Search engines tend to have problems fully indexing dynamic websites (in other words, sites that are hooked up to a database of content).
The kinds of sites that search engines have the biggest trouble with are ones that have overly complex URL structures, including numerous variables in the URL (marked by numerous occurrences of ampersands and equals signs as well as session IDs, user IDs and referral tracking codes). Matt Cutts, Senior Engineer for Google, said at Search Engine Strategies in San Jose this past August that you are safe if the number of variables in your URL is one or two, unless one of those two variables is named id (or something else resembling a session ID), in which case all bets are off.
Not only are overly complex URLs unfriendly to users who might copy the URL and paste it in an email to a friend, or add a link on their own website to that particular page deep within your site, they are also unfriendly to the search engine spiders because they are a tip-off that the page is dynamically generated and could lead to what is called a spider trap.
A spider trap exists when a search engine spider keeps following links to URLs that appear to be different from URLs that have already been explored, even though it is the same content.
Imagine for example a search engine spider coming to the site, getting assigned a session ID, which is then embedded in the URL of all the pages on the page. The next time a spider comes to this page, it gets a brand new session ID because your web server can’t detect it is the same spider that came a few minutes ago. This result is numerous copies of the same exact page getting indexed, which is obviously a bad result for the search engine and a bad result for the search engine’s users because of all this duplication of content.
The worst kind of spider traps result in the spider getting an infinite variety of URLs although the same limited set of pages.

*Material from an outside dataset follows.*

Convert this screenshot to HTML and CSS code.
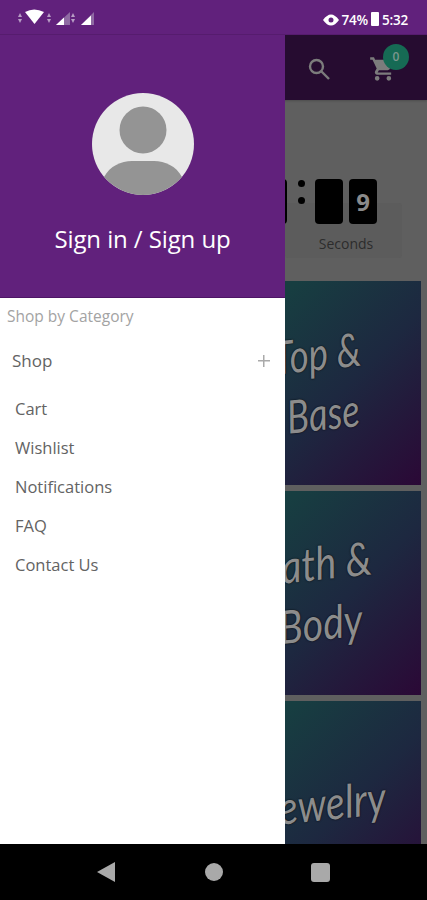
FILE: index.html
```html
<!DOCTYPE html>
<html lang="en">
<head>
<meta charset="utf-8">
<title>Shop menu</title>
<link rel="stylesheet" href="styles.css">
</head>
<body>
<div class="screen">
  <header class="status">
    <svg class="status-left" width="80" height="18" viewBox="0 0 80 18">
      <path class="dim" d="M1 10 3 6 5 10ZM1 12H5L3 16Z"/>
      <path d="M8 5Q17 0 27 5L17.500 17Z"/>
      <path class="dim" d="M30 10 32 6 34 10ZM30 12H34L32 16Z"/>
      <path class="half" d="M39 18 53 5V18Z"/>
      <path d="M39 18 47 10.500V18Z"/>
      <path class="dim" d="M54 10 56 6 58 10ZM54 12H58L56 16Z"/>
      <path class="half" d="M64 18 77 5V18Z"/>
      <path d="M64 18 74 8.500V18Z"/>
    </svg>
    <div class="status-right">
      <svg width="16" height="12" viewBox="0 0 16 12"><path fill-rule="evenodd" d="M0 6Q4 .5 8 .5T16 6Q12 11.500 8 11.500T0 6ZM8 3.500A2.500 2.500 0 1 0 8 8.500 2.500 2.500 0 1 0 8 3.500Z"/></svg>
      <span>74%</span>
      <span class="battery"></span>
      <span>5:32</span>
    </div>
  </header>

  <div class="stage">
    <div class="app">
      <div class="toolbar">
        <svg class="tool-icon" width="24" height="24" viewBox="0 0 24 24"><circle cx="9.500" cy="9.500" r="6.500"/><path d="M14 14l8 8"/></svg>
        <div class="cart">
          <svg width="28" height="28" viewBox="0 0 24 24"><path d="M7 18a2 2 0 1 0 0 4 2 2 0 0 0 0-4ZM1 2v2h2l3.600 7.600-1.400 2.400C4.500 15.400 5.500 17 7 17h12v-2H7.400l1.100-2h7.500c.7 0 1.400-.4 1.700-1l3.600-6.500A1 1 0 0 0 21 4H5.200l-.9-2ZM17 18a2 2 0 1 0 0 4 2 2 0 0 0 0-4Z"/></svg>
          <span class="badge">0</span>
        </div>
      </div>
      <div class="timer">
        <div class="digits">
          <span class="digit"></span>
          <span class="colon"><i></i><i></i></span>
          <span class="digit"></span>
          <span class="digit">9</span>
        </div>
        <div class="timer-label">Seconds</div>
      </div>
      <div class="cards">
        <div class="card card-top"><span>Top &amp;<br>Base</span></div>
        <div class="card"><span>Bath &amp;<br>Body</span></div>
        <div class="card card-last"><span>Jewelry</span></div>
      </div>
    </div>
    <aside class="drawer">
      <div class="drawer-head">
        <svg class="avatar" width="102" height="102" viewBox="0 0 102 102">
          <circle cx="51" cy="51" r="51" fill="#e8e8e8"/>
          <circle cx="51" cy="37" r="23.500" fill="#949494"/>
          <path d="M12 84C18 73 29 68 40 68H62C73 68 84 73 90 84 80 95 66 102 51 102S22 95 12 84Z" fill="#949494"/>
        </svg>
        <div class="sign">Sign in / Sign up</div>
      </div>
      <div class="drawer-body">
        <div class="section">Shop by Category</div>
        <div class="shop"><span>Shop</span><span class="plus"></span></div>
        <ul class="menu">
          <li>Cart</li>
          <li>Wishlist</li>
          <li>Notifications</li>
          <li>FAQ</li>
          <li>Contact Us</li>
        </ul>
      </div>
    </aside>
  </div>

  <nav class="nav">
    <svg width="18" height="20" viewBox="0 0 18 20"><path d="M0 10 18 0V20Z"/></svg>
    <svg class="nav-home" width="18" height="18" viewBox="0 0 18 18"><circle cx="9" cy="9" r="9"/></svg>
    <svg width="19" height="19" viewBox="0 0 19 19"><rect width="19" height="19" rx="3"/></svg>
  </nav>
</div>
</body>
</html>
```

FILE: styles.css
```css
* { box-sizing: border-box; }
html, body { margin: 0; height: 100%; }
body { font-family: "Open Sans", "Liberation Sans", sans-serif; background: #000; }

.screen { width: 427px; height: 900px; display: flex; flex-direction: column; overflow: hidden; }

.status {
  height: 35px; flex: none; background: #61217c; border-bottom: 1px solid #561c6e;
  display: flex; align-items: center; justify-content: space-between;
  padding: 0 19px 0 17px; color: #fff;
}
.status svg { fill: #fff; display: block; }
.status .dim { fill: #b79cc4; }
.status .half { fill: #8f6aa3; }
.status-left { margin-top: -2px; }
.status-right { display: flex; align-items: center; gap: 2px; font-size: 13.500px; font-weight: 600; margin-top: 6px; letter-spacing: -.2px; }
.battery { width: 8px; height: 14px; background: #fff; border-radius: 1px; margin: -3px 1px 0; }

.stage { flex: 1; position: relative; overflow: hidden; }
.app { height: 100%; background: #5f5f5f; }

.toolbar {
  height: 65px; background: #260c30; display: flex; align-items: center; justify-content: flex-end;
  padding: 0 30px 0 0; gap: 38px; box-shadow: 0 1px 2px rgba(0,0,0,.2);
}
.tool-icon { fill: none; stroke: #7c7c7c; stroke-width: 2.400; margin-top: 2px; }
.cart { position: relative; width: 28px; height: 28px; margin-top: 2px; }
.cart svg { fill: #7c7c7c; display: block; }
.badge {
  position: absolute; top: -11px; left: 14px; width: 26px; height: 26px; border-radius: 50%;
  background: #166a54; color: #7c968e; font-size: 12px; font-weight: 600;
  display: flex; align-items: center; justify-content: center;
}

.timer {
  margin: 103px 25px 0 auto; width: 117px; height: 55px; background: #5c5c5c; position: relative;
  display: flex; flex-direction: column; align-items: center; justify-content: flex-end; padding-bottom: 5px;
  border-radius: 3px; color: #2c2c2c;
}
.timer-label { font-size: 14px; line-height: 19px; padding-left: 5px; }
.digits { position: absolute; top: -24px; right: 25px; display: flex; gap: 6px; align-items: flex-start; }
.digit {
  width: 28px; height: 45px; background: #000; border-radius: 4px; color: #8a8a8a;
  font-size: 24px; font-weight: 700; display: flex; align-items: center; justify-content: center;
}
.colon { width: 16px; height: 45px; display: flex; flex-direction: column; align-items: center; gap: 10px; padding-top: 1px; }
.colon i { width: 7px; height: 7px; border-radius: 50%; background: #000; }

.cards { margin: 23px 6px 0 215px; display: flex; flex-direction: column; gap: 6px; }
.card {
  height: 204px; flex: none; color: #8c8c8c;
  background: linear-gradient(135deg, #173e41 20%, #1d2840 58%, #2b0836 100%);
  display: flex; align-items: center; justify-content: center; text-align: center;
  font-family: "Lato", sans-serif; font-style: italic; font-weight: 400; font-size: 46px; line-height: 60px;
  text-shadow: 0 0 2px #000;
}
.card span { transform: rotate(-6deg) scaleX(.86); display: block; padding-right: 2px; }
.card-top span { transform: rotate(-6deg) scaleX(.8); margin-left: 6px; }
.card-last span { margin-left: 14px; }

.drawer { position: absolute; top: 0; left: 0; bottom: 0; width: 285px; background: #fff; display: flex; flex-direction: column; }
.drawer-head {
  height: 263px; flex: none; background: #61217c; border-bottom: 1px solid #4e1566;
  display: flex; flex-direction: column; align-items: center; padding-top: 58px;
}
.avatar { display: block; margin-left: 1px; }
.sign { color: #fff; font-size: 24px; line-height: 32px; margin-top: 28px; letter-spacing: -.1px; }

.drawer-body { color: #636363; }
.section { font-size: 15.500px; line-height: 20px; color: #a3a3a3; padding: 8px 0 0 7px; }
.shop {
  display: flex; justify-content: space-between; align-items: center;
  font-size: 17px; line-height: 23px; padding: 23px 15px 0 12px;
}
.plus { width: 12px; height: 12px;
  background: linear-gradient(#aaa,#aaa) center/12px 1.500px no-repeat, linear-gradient(#aaa,#aaa) center/1.500px 12px no-repeat; }
.menu { list-style: none; margin: 17px 0 0; padding: 0 0 0 15px; font-size: 16.500px; }
.menu li { height: 39px; line-height: 39px; }

.nav { height: 56px; flex: none; background: #000; display: flex; align-items: center; padding: 0 97px; justify-content: space-between; }
.nav svg { fill: #a9a9a9; display: block; }
.nav-home { margin-left: 2px; }
```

Each search engine has its own tolerance levels as to how many variables in the URL are acceptable. The idea, however, is to eliminate all signs of the dynamic nature of your pages from the URL, in other words removing all question marks, ampersands, equals signs, cgi-bin, user IDs, and session IDs from the URLs to make the page infinitely more palatable to the spiders.

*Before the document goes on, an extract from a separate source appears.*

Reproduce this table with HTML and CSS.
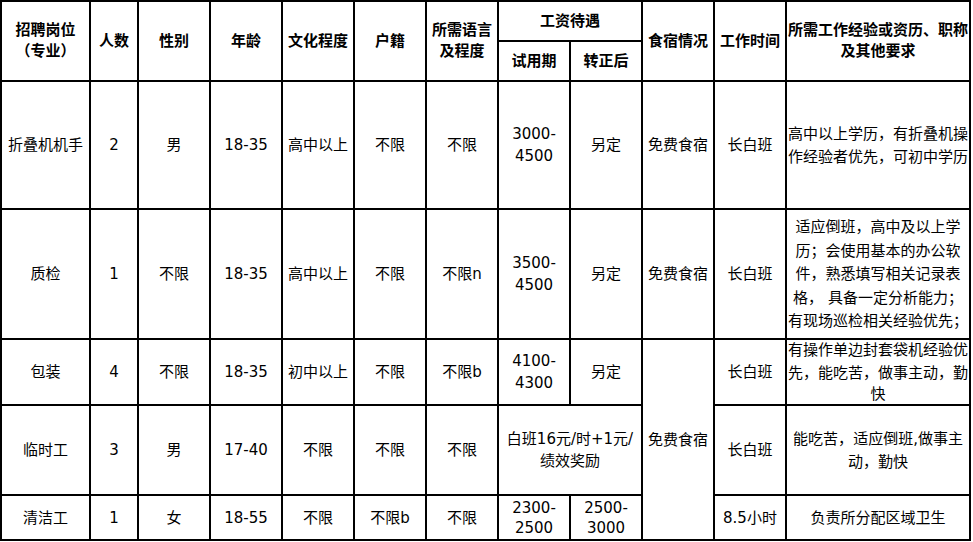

Not only does a clean, simple URL eliminate the potential problems that you could have with getting that page indexed, but, as a bonus, you’re also more likely to garner more “deep links” from other sites (i.e. links directly into one of your pages deep within your site) because the URL looks user-friendly, stable, and easy to copy-and-paste (into a web browser, email message, or web page editor).
The best approach is to replace all dynamic looking links with search engine friendly ones. Don’t be tempted just to take a short-cut approach and create a site map page with links to all these search engine friendly URLs, leaving all the remaining links intact across your site. This is because the URLs that you haven’t fixed will not enhance the link gain of the pages with the friendly URLs. You want to maximize your link gain by having as few variations in each URL as possible. Variations in the URLs lead to dilution of link gain because not all links are voting for the same page. Some of them are spread out, some of them voting for a version of the page with one URL and others voting with other versions of the same page at varying URLs.
Assuming you have a dynamic site that is not yet search engine friendly as far as the URLs are concerned, but you would like to make it so, you have three options:
One is to rewrite the URLs using a URL rewriting server module, like modrewrite (for Apache) or ISAPIRewrite (for IIS Server). Ask your server administrator for information about these modules.
A second option is to recode your ecommerce platform to not pass information through “query strings” but instead use the “path info” environment variable. In other words, you would recode your scripts to look for variables embedded within the directory names or the file name instead of the “query string,” however this tends to be quite a bit more complicated to implement.
The third option is to use a third party hosted proxy serving solution – in other words, an Application Service Provider.
The first option is usually the preferable one, assuming you have the IT resources to implement it on your server and your server supports the technology required for URL re-writing. The second option is good if you can’t do URL rewriting but have programming resource available along with access to the source code of your ecommerce platform.
But if these two options are not feasible for whatever reason, you could use a third party solution that automatically corrects the URLs for you. This is particularly useful if you are caught in a middle of a code freeze, such as during the holiday season.
You may wonder where the new Google Sitemaps program fits in here. Well, until Google Sitemaps supports the ability for you to convey which variations of URLs point to the same content, it’s an incomplete solution. That’s because it will fail to aggregate the PageRank across all those URL variations. You may have five versions of a product page already indexed in Google, and Sitemaps could just exacerbate the problem by getting a sixth version indexed, rather than a collapsing of the five versions into one version with much higher PageRank.
No matter which approach you take, making your URLs search engine friendly will pay dividends.